Boston, you see, is quite the college town. We don’t live in an especially student-infested area, but we are just a few blocks removed from parts of Boston University. And just across the river from MIT and Harvard. And also just a short walk from a teaching hospital and medical school.
Come to think of it, maybe we’re more ‘infested’ than I’d realized. I should probably set out some traps.
At any rate, my parents usually visit in the late summer, before the annual migration of frat boy flocks back to the city. But this year they were a tad tardy. The schools opened up last weekend, which meant this weekend was the first where the kids could really roll up their sleeves and focus on their studies. And paper writing. And science labs. And scholarly discourse.
In other words, half of Boston got balls-out shitfaced on Saturday night.
And some of that half — in fact, what sounded like approximately half of that half — were in the condo building next door, and on a balcony that faces the courtyard between the buildings. And also faces our bedroom windows.
I don’t know when the party kicked off, but it was in full throat by nine pm. It was still at peak volume around ten when my parents went to bed, kicking hard at midnight and — I thought — mostly died down by two in the morning, when I turned in.
Around three, someone apparently called the cops. I guess the revelers had found a second wind. Or another keg.
We only found out about the cops the next morning, from our neighbors upstairs. Evidently the police went ringing doorbells of upper-floor units, trying to find the blowout — and woke up the whole clan upstairs.
(Our upstairs neighbors are a couple with two kids, around one and six years old. They’re about as likely to throw a kick-ass all-nighter as I am to become a riverdance virtuoso.
I really hope they sent the six-year-old down to meet the cops, and told him to say:
‘Yeah, that’s my crib rocking, pigs. Why you gotta hate a playah?‘
Maybe that’s just me.)
Our condo was fast asleep by then — and luckily unaccosted by roving bands of noise pollution control officers — but I realized the next morning what impact this party likely had: My parents must think this happens all the time.

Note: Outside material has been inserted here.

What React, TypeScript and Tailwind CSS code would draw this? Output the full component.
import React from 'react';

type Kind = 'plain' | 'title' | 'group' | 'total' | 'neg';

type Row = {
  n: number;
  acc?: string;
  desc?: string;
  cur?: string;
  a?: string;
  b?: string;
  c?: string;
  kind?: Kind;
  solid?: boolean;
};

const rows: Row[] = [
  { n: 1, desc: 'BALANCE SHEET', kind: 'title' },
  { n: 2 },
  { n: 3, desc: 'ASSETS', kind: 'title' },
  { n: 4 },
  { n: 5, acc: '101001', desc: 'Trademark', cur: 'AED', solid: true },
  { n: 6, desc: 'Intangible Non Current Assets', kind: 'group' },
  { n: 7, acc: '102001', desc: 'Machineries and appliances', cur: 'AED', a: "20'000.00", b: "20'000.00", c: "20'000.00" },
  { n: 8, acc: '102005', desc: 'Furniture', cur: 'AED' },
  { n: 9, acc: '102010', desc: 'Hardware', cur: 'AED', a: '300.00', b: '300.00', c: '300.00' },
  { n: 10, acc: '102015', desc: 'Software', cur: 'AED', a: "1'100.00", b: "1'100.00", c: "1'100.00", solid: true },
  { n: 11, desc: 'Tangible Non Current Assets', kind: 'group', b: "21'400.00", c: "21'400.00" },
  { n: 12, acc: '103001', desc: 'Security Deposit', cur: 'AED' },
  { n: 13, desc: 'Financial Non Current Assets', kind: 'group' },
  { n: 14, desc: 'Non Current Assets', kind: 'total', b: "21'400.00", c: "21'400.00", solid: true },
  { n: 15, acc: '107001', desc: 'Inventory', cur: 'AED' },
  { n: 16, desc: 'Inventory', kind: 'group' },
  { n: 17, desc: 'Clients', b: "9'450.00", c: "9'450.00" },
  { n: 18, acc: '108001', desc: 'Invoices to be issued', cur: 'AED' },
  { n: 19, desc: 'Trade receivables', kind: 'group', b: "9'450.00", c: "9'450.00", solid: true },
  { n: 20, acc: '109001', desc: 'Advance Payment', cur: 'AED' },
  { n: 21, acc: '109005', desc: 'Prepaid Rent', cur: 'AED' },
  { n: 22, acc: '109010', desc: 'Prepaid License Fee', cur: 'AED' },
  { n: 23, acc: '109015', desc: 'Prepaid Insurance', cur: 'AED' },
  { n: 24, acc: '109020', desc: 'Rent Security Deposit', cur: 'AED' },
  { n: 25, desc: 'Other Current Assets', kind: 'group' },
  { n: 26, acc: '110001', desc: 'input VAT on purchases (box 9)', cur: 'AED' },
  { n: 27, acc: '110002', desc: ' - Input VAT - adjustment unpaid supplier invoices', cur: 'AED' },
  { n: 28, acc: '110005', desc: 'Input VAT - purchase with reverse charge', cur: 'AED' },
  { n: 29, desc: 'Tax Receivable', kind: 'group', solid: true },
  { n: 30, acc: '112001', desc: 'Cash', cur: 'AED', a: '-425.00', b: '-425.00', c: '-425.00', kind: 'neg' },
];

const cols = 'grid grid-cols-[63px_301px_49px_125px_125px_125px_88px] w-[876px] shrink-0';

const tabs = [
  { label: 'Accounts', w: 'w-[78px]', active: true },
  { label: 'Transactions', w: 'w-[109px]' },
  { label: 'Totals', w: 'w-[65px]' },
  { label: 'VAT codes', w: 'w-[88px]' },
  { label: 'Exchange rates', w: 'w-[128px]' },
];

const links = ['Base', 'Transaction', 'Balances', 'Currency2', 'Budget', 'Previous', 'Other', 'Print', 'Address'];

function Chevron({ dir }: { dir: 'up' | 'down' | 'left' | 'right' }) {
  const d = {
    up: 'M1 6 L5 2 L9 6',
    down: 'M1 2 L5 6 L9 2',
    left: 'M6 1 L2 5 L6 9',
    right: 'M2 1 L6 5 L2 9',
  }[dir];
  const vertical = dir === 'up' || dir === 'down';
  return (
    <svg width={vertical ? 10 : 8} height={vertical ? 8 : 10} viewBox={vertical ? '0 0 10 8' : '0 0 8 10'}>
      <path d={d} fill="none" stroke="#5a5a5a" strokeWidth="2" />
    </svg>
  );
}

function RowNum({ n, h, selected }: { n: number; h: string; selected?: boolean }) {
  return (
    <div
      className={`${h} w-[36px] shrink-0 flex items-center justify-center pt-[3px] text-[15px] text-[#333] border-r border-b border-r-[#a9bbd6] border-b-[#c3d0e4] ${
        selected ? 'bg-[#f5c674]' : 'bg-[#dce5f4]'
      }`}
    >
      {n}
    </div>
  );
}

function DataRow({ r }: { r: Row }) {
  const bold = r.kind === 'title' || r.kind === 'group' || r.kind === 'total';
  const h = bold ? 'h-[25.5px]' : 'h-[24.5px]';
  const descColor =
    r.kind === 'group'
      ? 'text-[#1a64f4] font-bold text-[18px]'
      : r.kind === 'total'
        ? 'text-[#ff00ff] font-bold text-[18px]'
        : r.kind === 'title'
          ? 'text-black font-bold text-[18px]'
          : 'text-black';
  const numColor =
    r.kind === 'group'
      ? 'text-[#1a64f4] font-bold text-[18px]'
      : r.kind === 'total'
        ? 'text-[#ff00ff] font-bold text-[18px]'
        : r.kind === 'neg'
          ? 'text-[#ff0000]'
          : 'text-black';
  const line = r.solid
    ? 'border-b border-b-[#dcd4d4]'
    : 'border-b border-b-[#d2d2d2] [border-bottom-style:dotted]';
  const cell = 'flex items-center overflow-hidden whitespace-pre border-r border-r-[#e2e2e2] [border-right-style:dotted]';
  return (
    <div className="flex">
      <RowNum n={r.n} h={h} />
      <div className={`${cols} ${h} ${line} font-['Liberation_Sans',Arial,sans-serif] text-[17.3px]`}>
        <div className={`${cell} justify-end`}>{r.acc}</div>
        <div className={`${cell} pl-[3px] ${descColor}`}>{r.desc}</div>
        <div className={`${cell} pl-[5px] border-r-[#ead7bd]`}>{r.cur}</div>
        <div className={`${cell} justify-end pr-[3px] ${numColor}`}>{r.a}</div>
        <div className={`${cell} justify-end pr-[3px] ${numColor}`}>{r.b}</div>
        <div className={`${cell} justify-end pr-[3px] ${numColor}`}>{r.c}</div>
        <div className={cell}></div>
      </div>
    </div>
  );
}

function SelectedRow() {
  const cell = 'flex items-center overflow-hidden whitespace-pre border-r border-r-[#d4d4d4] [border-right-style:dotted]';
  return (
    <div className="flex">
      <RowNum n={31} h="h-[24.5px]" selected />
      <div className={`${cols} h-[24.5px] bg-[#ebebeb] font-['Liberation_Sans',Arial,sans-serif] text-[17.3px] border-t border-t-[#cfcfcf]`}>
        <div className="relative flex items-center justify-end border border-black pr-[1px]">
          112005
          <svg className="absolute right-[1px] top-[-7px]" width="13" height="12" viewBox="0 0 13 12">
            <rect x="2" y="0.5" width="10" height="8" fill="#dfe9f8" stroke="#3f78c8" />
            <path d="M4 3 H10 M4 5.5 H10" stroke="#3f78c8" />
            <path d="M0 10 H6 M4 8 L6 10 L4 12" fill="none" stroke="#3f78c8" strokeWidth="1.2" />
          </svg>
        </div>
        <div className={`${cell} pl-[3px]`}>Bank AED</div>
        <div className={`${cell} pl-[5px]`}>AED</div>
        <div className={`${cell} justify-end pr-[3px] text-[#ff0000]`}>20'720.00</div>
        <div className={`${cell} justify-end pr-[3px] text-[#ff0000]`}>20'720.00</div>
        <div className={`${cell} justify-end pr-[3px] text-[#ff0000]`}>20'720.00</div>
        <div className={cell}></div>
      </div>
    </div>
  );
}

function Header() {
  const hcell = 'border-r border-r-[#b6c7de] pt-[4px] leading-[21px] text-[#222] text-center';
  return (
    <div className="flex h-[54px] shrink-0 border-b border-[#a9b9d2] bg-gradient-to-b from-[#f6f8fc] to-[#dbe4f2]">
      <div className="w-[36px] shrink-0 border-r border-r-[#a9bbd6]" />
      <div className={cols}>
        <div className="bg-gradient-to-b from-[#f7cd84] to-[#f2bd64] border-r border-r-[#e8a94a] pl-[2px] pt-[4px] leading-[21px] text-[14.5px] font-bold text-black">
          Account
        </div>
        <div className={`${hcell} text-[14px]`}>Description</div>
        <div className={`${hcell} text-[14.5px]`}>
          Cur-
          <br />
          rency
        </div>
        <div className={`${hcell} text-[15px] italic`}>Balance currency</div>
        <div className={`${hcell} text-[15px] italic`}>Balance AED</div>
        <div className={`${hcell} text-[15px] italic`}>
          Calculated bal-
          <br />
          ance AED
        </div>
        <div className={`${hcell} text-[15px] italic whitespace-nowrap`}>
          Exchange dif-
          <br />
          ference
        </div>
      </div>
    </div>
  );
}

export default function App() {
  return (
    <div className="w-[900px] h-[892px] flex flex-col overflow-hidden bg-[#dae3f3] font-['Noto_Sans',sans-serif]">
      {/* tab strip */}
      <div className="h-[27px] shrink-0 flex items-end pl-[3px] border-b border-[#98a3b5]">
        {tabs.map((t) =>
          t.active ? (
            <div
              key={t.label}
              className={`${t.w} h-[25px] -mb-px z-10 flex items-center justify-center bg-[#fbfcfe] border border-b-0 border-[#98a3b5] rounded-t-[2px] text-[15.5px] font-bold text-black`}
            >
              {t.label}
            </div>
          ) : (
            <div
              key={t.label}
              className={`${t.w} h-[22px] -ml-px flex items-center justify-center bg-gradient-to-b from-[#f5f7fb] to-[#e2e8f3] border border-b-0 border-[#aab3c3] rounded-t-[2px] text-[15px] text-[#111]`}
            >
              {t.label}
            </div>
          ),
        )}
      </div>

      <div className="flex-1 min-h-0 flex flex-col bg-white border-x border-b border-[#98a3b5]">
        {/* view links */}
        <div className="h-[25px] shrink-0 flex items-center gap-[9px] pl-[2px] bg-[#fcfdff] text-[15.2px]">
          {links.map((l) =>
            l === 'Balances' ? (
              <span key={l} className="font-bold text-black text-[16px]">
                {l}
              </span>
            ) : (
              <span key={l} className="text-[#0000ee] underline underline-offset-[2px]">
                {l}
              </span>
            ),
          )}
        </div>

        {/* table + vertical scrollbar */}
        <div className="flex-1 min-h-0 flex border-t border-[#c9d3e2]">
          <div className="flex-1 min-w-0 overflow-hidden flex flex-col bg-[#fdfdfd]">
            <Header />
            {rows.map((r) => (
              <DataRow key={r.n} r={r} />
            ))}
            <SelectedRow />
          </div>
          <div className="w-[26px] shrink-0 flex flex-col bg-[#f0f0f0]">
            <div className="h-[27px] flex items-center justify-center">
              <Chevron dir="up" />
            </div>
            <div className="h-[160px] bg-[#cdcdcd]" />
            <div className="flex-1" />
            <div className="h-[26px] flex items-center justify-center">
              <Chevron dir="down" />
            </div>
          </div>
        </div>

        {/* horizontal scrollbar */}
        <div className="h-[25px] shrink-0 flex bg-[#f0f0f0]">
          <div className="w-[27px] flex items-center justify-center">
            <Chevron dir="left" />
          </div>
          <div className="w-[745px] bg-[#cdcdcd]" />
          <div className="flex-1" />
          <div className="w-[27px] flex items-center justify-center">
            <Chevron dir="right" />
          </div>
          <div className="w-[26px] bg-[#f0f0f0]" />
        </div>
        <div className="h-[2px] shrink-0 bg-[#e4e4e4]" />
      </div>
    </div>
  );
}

Think about it. They had no September data points. Now they have one. And it involves rowdy jackholes thirty feet behind their window screaming their love for Jose Cuervo in the wee hours of the morning.

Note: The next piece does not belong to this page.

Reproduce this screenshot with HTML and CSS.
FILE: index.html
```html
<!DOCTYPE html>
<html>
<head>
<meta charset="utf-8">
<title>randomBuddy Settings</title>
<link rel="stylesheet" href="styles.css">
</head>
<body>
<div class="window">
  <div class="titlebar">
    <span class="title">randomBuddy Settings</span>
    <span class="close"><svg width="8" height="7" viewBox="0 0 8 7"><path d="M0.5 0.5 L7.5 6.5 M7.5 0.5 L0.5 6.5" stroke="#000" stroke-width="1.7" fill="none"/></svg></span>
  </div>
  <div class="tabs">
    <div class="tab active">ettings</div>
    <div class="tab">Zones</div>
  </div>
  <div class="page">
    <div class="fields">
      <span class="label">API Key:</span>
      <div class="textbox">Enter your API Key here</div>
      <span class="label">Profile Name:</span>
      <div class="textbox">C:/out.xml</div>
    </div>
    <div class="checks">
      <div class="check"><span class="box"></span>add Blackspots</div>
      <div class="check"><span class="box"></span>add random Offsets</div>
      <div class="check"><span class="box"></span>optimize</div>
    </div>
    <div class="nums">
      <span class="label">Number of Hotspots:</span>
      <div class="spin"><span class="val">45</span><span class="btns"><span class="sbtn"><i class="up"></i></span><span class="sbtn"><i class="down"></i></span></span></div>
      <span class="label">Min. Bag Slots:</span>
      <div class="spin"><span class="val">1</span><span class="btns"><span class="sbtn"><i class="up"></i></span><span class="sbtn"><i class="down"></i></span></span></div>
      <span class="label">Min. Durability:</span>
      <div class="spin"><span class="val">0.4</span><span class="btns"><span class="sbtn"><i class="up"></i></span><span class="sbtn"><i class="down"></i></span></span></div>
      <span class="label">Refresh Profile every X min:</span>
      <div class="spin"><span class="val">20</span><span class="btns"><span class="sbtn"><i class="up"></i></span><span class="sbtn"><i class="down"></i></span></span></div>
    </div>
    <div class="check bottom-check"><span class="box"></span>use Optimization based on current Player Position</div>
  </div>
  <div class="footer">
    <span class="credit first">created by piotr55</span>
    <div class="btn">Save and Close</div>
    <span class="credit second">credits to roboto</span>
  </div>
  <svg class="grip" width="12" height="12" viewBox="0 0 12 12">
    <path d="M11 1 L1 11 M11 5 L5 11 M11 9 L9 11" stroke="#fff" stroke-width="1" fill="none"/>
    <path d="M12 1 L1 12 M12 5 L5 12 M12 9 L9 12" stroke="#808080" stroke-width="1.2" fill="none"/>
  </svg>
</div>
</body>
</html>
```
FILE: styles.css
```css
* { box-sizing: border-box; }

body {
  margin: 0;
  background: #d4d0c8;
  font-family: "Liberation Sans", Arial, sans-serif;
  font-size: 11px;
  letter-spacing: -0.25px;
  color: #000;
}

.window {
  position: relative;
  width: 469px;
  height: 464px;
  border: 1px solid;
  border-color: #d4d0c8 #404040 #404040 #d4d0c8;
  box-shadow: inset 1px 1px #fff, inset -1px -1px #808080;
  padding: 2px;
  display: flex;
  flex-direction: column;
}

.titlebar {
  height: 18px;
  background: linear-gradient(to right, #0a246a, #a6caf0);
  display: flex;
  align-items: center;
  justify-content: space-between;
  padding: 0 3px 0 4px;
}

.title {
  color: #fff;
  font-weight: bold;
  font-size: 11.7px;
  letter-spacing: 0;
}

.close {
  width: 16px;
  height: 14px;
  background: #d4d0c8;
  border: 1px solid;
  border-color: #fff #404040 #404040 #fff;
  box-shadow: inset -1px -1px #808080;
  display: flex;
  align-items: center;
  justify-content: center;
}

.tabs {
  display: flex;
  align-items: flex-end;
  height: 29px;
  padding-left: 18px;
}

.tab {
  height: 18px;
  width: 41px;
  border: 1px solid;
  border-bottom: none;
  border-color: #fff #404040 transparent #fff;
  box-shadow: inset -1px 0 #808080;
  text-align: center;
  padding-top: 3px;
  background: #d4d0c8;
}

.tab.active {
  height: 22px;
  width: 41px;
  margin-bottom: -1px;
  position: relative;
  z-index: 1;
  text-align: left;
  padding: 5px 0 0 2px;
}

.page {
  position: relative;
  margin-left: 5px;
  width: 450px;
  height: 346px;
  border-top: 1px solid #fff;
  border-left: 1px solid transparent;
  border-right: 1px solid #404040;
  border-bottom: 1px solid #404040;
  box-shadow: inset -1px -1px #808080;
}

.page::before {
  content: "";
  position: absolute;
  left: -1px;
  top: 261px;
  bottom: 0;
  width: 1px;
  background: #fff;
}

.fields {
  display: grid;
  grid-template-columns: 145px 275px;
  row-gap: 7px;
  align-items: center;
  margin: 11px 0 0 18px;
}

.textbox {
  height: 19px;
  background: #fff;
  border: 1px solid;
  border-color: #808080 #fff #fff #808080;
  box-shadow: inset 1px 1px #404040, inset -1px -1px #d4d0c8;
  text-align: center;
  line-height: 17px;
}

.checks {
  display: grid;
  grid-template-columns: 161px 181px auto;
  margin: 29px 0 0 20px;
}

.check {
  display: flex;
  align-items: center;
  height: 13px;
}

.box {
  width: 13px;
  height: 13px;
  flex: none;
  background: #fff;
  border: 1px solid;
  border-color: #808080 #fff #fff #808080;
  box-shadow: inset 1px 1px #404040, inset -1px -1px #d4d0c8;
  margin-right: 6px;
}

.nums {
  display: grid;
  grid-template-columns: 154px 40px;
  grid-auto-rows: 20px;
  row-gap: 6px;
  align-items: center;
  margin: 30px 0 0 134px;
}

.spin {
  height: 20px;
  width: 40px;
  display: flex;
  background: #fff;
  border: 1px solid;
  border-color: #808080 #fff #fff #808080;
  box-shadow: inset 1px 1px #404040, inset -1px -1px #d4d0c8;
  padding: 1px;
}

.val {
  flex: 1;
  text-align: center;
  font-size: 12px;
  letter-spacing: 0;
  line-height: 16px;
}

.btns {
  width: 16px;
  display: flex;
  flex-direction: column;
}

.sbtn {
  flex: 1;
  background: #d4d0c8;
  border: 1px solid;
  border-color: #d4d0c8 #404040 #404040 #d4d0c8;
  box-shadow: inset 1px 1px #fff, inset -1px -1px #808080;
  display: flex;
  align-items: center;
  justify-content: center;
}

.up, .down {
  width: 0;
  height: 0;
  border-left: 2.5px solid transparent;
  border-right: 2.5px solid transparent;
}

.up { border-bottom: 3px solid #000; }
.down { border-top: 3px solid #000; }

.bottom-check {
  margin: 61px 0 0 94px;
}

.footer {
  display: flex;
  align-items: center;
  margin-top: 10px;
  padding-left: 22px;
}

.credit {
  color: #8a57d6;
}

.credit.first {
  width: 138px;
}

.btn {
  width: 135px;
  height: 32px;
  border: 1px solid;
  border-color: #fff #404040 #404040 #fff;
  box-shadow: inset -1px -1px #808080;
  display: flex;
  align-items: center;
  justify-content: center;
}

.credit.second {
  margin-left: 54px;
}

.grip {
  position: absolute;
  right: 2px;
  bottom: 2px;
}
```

I tried to assure them that this is not the case, that this party really is, in three years of living in the condo, an isolated event. Really. For trues.
They nodded and patted me on the head, of course. But they didn’t believe me. Not really. And why would they? This is the same kid who once told them that the bogeyman stole his homework, and that the dog was probably the one who jumped up and down on their bed and got Oreo crumbs all over the pillows. Hell, I wouldn’t believe me either.
They’re gone now, and have presumably sworn off returning to visit in future while the hoodlum student heathens are in session. Fall-through-spring Boston is a drunken debaucherous string of all-night parties and thumping speakers — in their minds, based on the evidence at hand.
(And seriously — I wish. I haven’t been invited to that kind of party in a long time.
I thought this lady at work was inviting me to a ‘kegger’ a while back. But it turns out she was talking about ‘Kegels’, instead. Which is not at all the same thing. And explains her horror when I warned her about overpumping the tap. Oops.)
I’ve decided there’s only one way around this. I’m setting up a webcam outside our bedroom window, facing out into the courtyard. I’ll let my parents see that these parties are not a common problem, that we’re leading a calm and civilized life here, and that our neighborhood can indeed be trusted to keep the noise down, the alcohol responsible and the police uninvolved.
And if I’m wrong, at least I’ll know when the next kick-ass party is going down. This is kind of a ‘win-win’ deal, so far as I’m concerned. Party on, Boston.